I don't think I would use E1399 simply because it is listed under "additional oxygen related equipment".  I think we are looking at A9270 or 99070.  I would like to know if anyone has any experience coding for these and if there is any carrier that reimburses.


----------



## preserene (Aug 17, 2010)

Yes  I did not mean it. I do not know how it was being typed that code. I am sorry.
Well, oh my God how come we do not have a proper code for assignment for this very simple device! may be the manufacturers should have a suitable code before designing it!!?
YES,AS YOU SAID, WE CAN PLACE A 9270, IF DO NOT FIND ANY SUITABLE CODE.
But could you look into these  for me to know if there is some sense in that or not.
I had been searching  with the terms -dilators, tents, devices, moulds, prosthetics synthetic, rubber or some tissue mendors, tissue expanders skin moulds etc etc. Nothing suitable for vulva or vagina. There are shrinkers but not expanders!! Is ther any code for laminaria tent dilators for the cerxvix?
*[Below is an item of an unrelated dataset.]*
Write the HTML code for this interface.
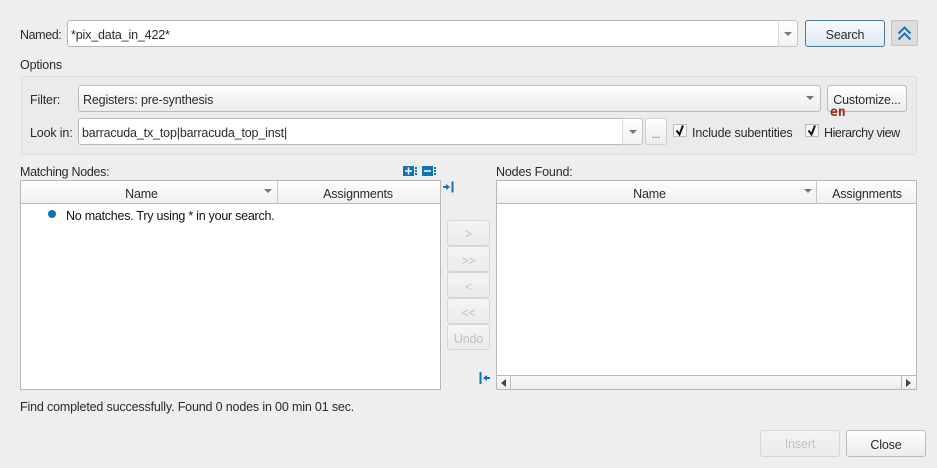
<!DOCTYPE html>
<html><head><meta charset="utf-8"><style>
html,body{margin:0;padding:0;width:937px;height:468px;overflow:hidden;background:#eeeeee}
body{position:relative;font-family:"Liberation Sans",sans-serif;font-size:12.5px;letter-spacing:-.16px;color:#2a2a2a}
.a{position:absolute;box-sizing:border-box}
.t{position:absolute;white-space:nowrap;line-height:16px}
.f{background:#fff;border:1px solid #b8b8b8;border-radius:3px}
.g{background:linear-gradient(#fefefe,#ececec);border:1px solid #bcbcbc;border-radius:3px}
.sep{background:linear-gradient(#fff,#f2f2f2);border:1px solid #c4c4c4;border-left-color:#dcdcdc;border-radius:0 3px 3px 0}
.d{background:linear-gradient(#f4f4f4,#ebebeb);border:1px solid #d6d6d6;border-radius:3px;color:#c2c2c2;text-align:center;line-height:26px}
.l{line-height:28px}
.ar{position:absolute;width:0;height:0;border-left:4px solid transparent;border-right:4px solid transparent;border-top:4px solid #777}
.cb{position:absolute;width:14px;height:13px;box-sizing:border-box;background:#f6f6f6;border:1px solid #bcbcbc;border-radius:1px}
.h{background:linear-gradient(#fefefe,#f0f0f0);border-bottom:1px solid #b8b8b8}
.c{text-align:center}
</style></head><body>

<div class="t" style="left:20px;top:27px;letter-spacing:-.4px">Named:</div>
<div class="a f" style="left:67px;top:20px;width:731px;height:27px"></div>
<div class="a sep" style="left:778px;top:20px;width:20px;height:27px"></div>
<div class="ar" style="left:784px;top:32px"></div>
<div class="t" style="left:71px;top:27px">*pix_data_in_422*</div>

<div class="a" style="left:805px;top:20px;width:80px;height:27px;border:1px solid #4a7893;border-radius:3px;background:linear-gradient(#f8fbfd,#dde9f1)"></div>
<div class="t c" style="left:805px;top:27px;width:80px">Search</div>

<div class="a" style="left:891px;top:20px;width:27px;height:26px;border:1px solid #c4c4c4;border-radius:2px;background:#dcdcdc"></div>
<svg class="a" style="left:891px;top:20px" width="27" height="26" fill="none" stroke="#1b73b4" stroke-width="2"><path d="M7.500 13.500L13.500 7.500L19.500 13.500M7.500 19.500L13.500 13.500L19.500 19.500"/></svg>

<div class="t" style="left:20px;top:57px">Options</div>
<div class="a" style="left:21px;top:76px;width:896px;height:79px;border:1px solid #dcdcdc;border-radius:3px;background:#ebebeb"></div>

<div class="t" style="left:30px;top:92px">Filter:</div>
<div class="a g" style="left:78px;top:85px;width:743px;height:27px;background:linear-gradient(#fdfdfd,#ececec)"></div>
<div class="ar" style="left:806px;top:96px"></div>
<div class="t" style="left:83px;top:92px">Registers: pre-synthesis</div>
<div class="a g" style="left:827px;top:85px;width:80px;height:27px"></div>
<div class="t c" style="left:827px;top:92px;width:80px">Customize...</div>
<div class="t" style="left:830px;top:105px;letter-spacing:0;font-family:'DejaVu Sans Mono','Liberation Mono',monospace;font-weight:bold;font-size:13px;color:#9c2a22">en</div>

<div class="t" style="left:30px;top:125px">Look in:</div>
<div class="a f" style="left:78px;top:118px;width:565px;height:27px"></div>
<div class="a sep" style="left:622px;top:118px;width:21px;height:27px"></div>
<div class="ar" style="left:629px;top:130px"></div>
<div class="t" style="left:82px;top:125px">barracuda_tx_top|barracuda_top_inst|</div>
<div class="a g" style="left:645px;top:118px;width:22px;height:27px;border-color:#cfcfcf"></div>
<div class="t c" style="left:645px;top:127px;width:22px;font-size:11px;color:#555">...</div>

<div class="cb" style="left:673px;top:124px"></div>
<svg class="a" style="left:673px;top:124px" width="14" height="13" fill="none" stroke="#111" stroke-width="2"><path d="M3.500 6.500L6.500 10.500L10 1.500"/></svg>
<div class="t" style="left:692px;top:125px">Include subentities</div>
<div class="cb" style="left:805px;top:124px"></div>
<svg class="a" style="left:805px;top:124px" width="14" height="13" fill="none" stroke="#111" stroke-width="2"><path d="M3.500 6.500L6.500 10.500L10 1.500"/></svg>
<div class="t" style="left:824px;top:125px;letter-spacing:-.45px">Hierarchy view</div>

<div class="t" style="left:20px;top:164px;letter-spacing:-.3px">Matching Nodes:</div>
<svg class="a" style="left:403px;top:165px" width="36" height="13">
<rect x="0" y="1" width="11" height="10" fill="#1272b6"/><path d="M2 6H9M5.500 2.500V9.500" stroke="#fff" stroke-width="1.500"/><rect x="12" y="2" width="2" height="2" fill="#1272b6"/><rect x="12" y="5" width="2" height="2" fill="#1272b6"/><rect x="12" y="8" width="2" height="2" fill="#1272b6"/>
<rect x="19" y="1" width="11" height="10" fill="#1272b6"/><path d="M21 6H28" stroke="#fff" stroke-width="1.500"/><rect x="31" y="2" width="2" height="2" fill="#1272b6"/><rect x="31" y="5" width="2" height="2" fill="#1272b6"/><rect x="31" y="8" width="2" height="2" fill="#1272b6"/>
</svg>
<div class="a" style="left:20px;top:180px;width:421px;height:210px;background:#fff;border:1px solid #b8b8b8"></div>
<div class="a h" style="left:21px;top:181px;width:419px;height:23px"></div>
<div class="a" style="left:277px;top:181px;width:1px;height:23px;background:#c8c8c8"></div>
<div class="t c" style="left:21px;top:186px;width:241px">Name</div>
<div class="ar" style="left:264px;top:189px"></div>
<div class="t c" style="left:277px;top:186px;width:162px">Assignments</div>
<div class="a" style="left:48px;top:210px;width:8px;height:8px;border-radius:50%;background:#1272b6"></div>
<div class="t" style="left:66px;top:208px;color:#111;letter-spacing:-.25px">No matches. Try using * in your search.</div>

<svg class="a" style="left:442px;top:180px" width="14" height="14"><path d="M1 7H5" stroke="#1272b6" stroke-width="2"/><path d="M4 4L8 7L4 10Z" fill="#1272b6"/><rect x="9.500" y="1.500" width="2" height="11" fill="#1272b6"/></svg>

<div class="a d" style="left:447px;top:220px;width:43px;height:26px">&gt;</div>
<div class="a d l" style="left:447px;top:246px;width:43px;height:26px">&gt;&gt;</div>
<div class="a d l" style="left:447px;top:272px;width:43px;height:26px">&lt;</div>
<div class="a d l" style="left:447px;top:298px;width:43px;height:26px">&lt;&lt;</div>
<div class="a d l" style="left:447px;top:324px;width:43px;height:26px">Undo</div>

<svg class="a" style="left:477px;top:371px" width="14" height="14"><rect x="2.500" y="1" width="2" height="12" fill="#1272b6"/><path d="M9 7H13" stroke="#1272b6" stroke-width="2"/><path d="M10 4L6 7L10 10Z" fill="#1272b6"/></svg>

<div class="t" style="left:496px;top:164px">Nodes Found:</div>
<div class="a" style="left:496px;top:180px;width:421px;height:210px;background:#fff;border:1px solid #b8b8b8"></div>
<div class="a h" style="left:497px;top:181px;width:419px;height:23px"></div>
<div class="a" style="left:816px;top:181px;width:1px;height:23px;background:#c8c8c8"></div>
<div class="t c" style="left:497px;top:186px;width:305px">Name</div>
<div class="ar" style="left:804px;top:189px"></div>
<div class="t c" style="left:817px;top:186px;width:100px">Assignments</div>
<div class="a" style="left:497px;top:375px;width:419px;height:14px;background:linear-gradient(#fafafa,#ececec);border-top:1px solid #b8b8b8"></div>
<div class="a" style="left:510px;top:375px;width:1px;height:14px;background:#c4c4c4"></div>
<div class="a" style="left:901px;top:375px;width:1px;height:14px;background:#b8b8b8"></div>
<div class="a" style="left:501px;top:379px;width:0;height:0;border-top:4px solid transparent;border-bottom:4px solid transparent;border-right:5px solid #444"></div>
<div class="a" style="left:906px;top:379px;width:0;height:0;border-top:4px solid transparent;border-bottom:4px solid transparent;border-left:5px solid #444"></div>

<div class="t" style="left:20px;top:399px">Find completed successfully. Found 0 nodes in 00 min 01 sec.</div>

<div class="a d" style="left:760px;top:430px;width:80px;height:27px;line-height:27px">Insert</div>
<div class="a g" style="left:846px;top:430px;width:80px;height:27px"></div>
<div class="t c" style="left:846px;top:437px;width:80px">Close</div>
</body></html>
we need a set (serial sizes) of dilators or expanders or prosthetic devices for this purpose.
Well look into these please :
Q 4109: tissue mendors Though it is for skin substitute it is in a way the working for the skin/interoitus enterance or the function of skinny mass/ tissues!
A 4561-4562 pessary rubber or non rubber,The same arguement as above; it is doing the function of a pessary in away a constant dilator/stationary expander but intermittent introduction needed as periodic and/or sequential movable device (I mean intermittent  removal and introduction). 
L8499 Prosthetic, unlisted procedural for prosthetic Services
A9281 Reaching and grabing device any type, any length!!
A9999: if nothing is suitable and not found elsewhere!!!

All look funny though, not very insensible Is in it?
So long as we do not have a suitable nearer code, we keep racking our head like this .
I just wanted to find a solution so wandering with the HCPCS!!

I am sure by the time this reaches you, you would come out with the proper answer for this riddle.
Thank you, Lisa Curtis.


----------



## Lisa Bledsoe (Aug 17, 2010)

I wish I could figure it out but I am still stuck with A9270 or 99070...


----------